Hello, internet. I am taking this quiet moment to write words that I honestly have been meaning to write for some time. Sam and Oliver are sleeping and Mike’s Valentine’s Day gift to me was taking the oldest four out for the afternoon. I swept some of the floor, did the dishes and now I’m going to fill you in on something I’ve been working on.
You’ve heard of New Years Resolutions, right? Right. Well, so have I, but I’ve never been one to make them, except possibly when I was fourteen or fifteen and then I’m guessing that my resolution would have been: Get a boyfriend. Don’t, fifteen year old me, just don’t.
Anyway, in December, someone on Facebook mentioned a new idea – one that I’m sure people have been doing for years but because I live in the great white frozen north where things come five years late, I am just now hearing about it. That would be the tradition of each year having a word. So if you had a rough year in 2014, you might decide to be consciously grateful in 2015, making your word of the year, “Grateful,” or “Thankful.” I didn’t give this idea much thought but then I realized that a word had been coming into my mind even before I heard about the tradition. That word (as you might have guessed by the title) was “Reshape.”
Back in November of 2013, just before I found out about Oliver, I got on the scale and looked down at a pretty big number for not being pregnant. 214 pounds. But amazingly enough, it didn’t phase me. I was happy in my skin, feeling good about myself and I didn’t mind seeing that number. When I found out I was pregnant, I kept feeling good and only gained twenty-five pounds – less than any other pregnancy. I then lost all but two of those pounds in the first three weeks after Oliver was born. Wow. Seriously.
However, some stuff happened, unfortunately, that left me questioning myself and how I felt about who I am, what I weighed, what size I wore, etc. And instead of doing something about it, I just proceeded to feel sorry for myself and gain nine pounds between August and November of 2014. Then I bought an elliptical and I realized that with some daily changes, I could get to where I want to be. My December goal was to use my elliptical every day for a minimum of twenty minutes. As I was pretty out of shape, the first few times were incredibly challenging. I remember feeling like five kilometres was a HUGE deal. Through that month, I got on that thing every single day. Christmas Eve, Christmas Day, New Years Eve – I didn’t take a break until the first of January. And I didn’t lose weight but I did manage to maintain my weight, even though I ate loads of amazingly tasty things and a crap-ton of sugar.
This left me at 225 pounds at the start of January.
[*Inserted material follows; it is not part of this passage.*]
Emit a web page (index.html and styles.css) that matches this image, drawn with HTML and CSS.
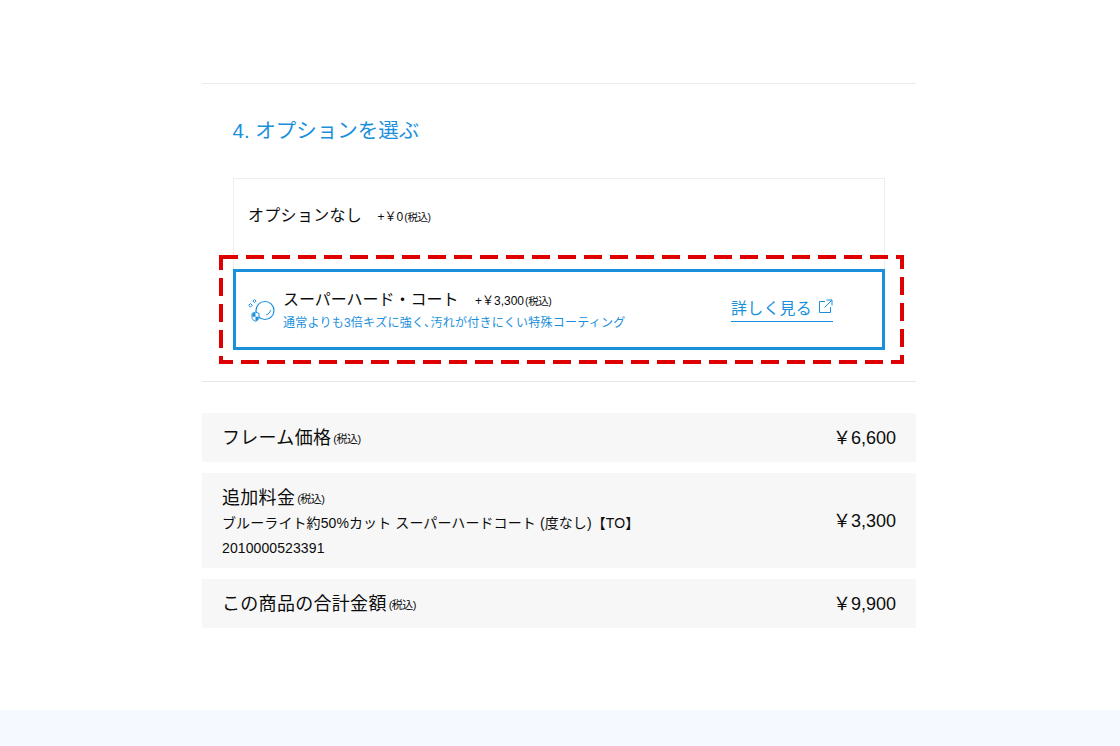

So I started doing what I wasn’t going to do again – calorie counting. And I made new goals. First, a two month weight loss challenge that I participated in two years ago. Three dollars per pound lost in gift certificates from a local sports store. I weighed in on January 7th and will weigh out on March 7th. Second, I decided that for the time being, I will work out six days a week and aim for at least a pound lost each week. I got into a thirty day challenge group on Facebook and started sharing my workouts and losses. We were incredibly sick at the beginning of the month, so I started off the challenge with a bang – seven pounds lost in one week. Today is the end of my thirty day challenge and I am down fifteen pounds and have lost a total of thirteen inches. My jeans are falling off and my comfiest yoga pants are feeling loose. My long term goal is 175 pounds by the end of 2015. This is not thin but would probably put me in a place that would be comfortable to maintain. Because I am building muscle and muscle weighs more than fat, I’m ready to change that goal if necessary. My first goal for the next month is to wear my size fourteen jeans again.
But reshape isn’t just about my weight, it’s about my all over health. My relationships, habits, thought life, etc. all needed an overhaul. So far I’ve been so focused on my fitness and diet goals that I haven’t been incredibly conscious of my other goals, but now that I’ve made lifestyle changes, it is easier to add other things. I don’t have all the answers of how this will look by the end of the year, but I do know that what I’ve done so far feels great.
I do hope that blogging more regularly will be part of the reshaping. I feel rusty in my writing and creating. I miss that part of me and I know that God has a purpose for it.
So there you are. An update for you and possibly more importantly, a motivator for myself for this year.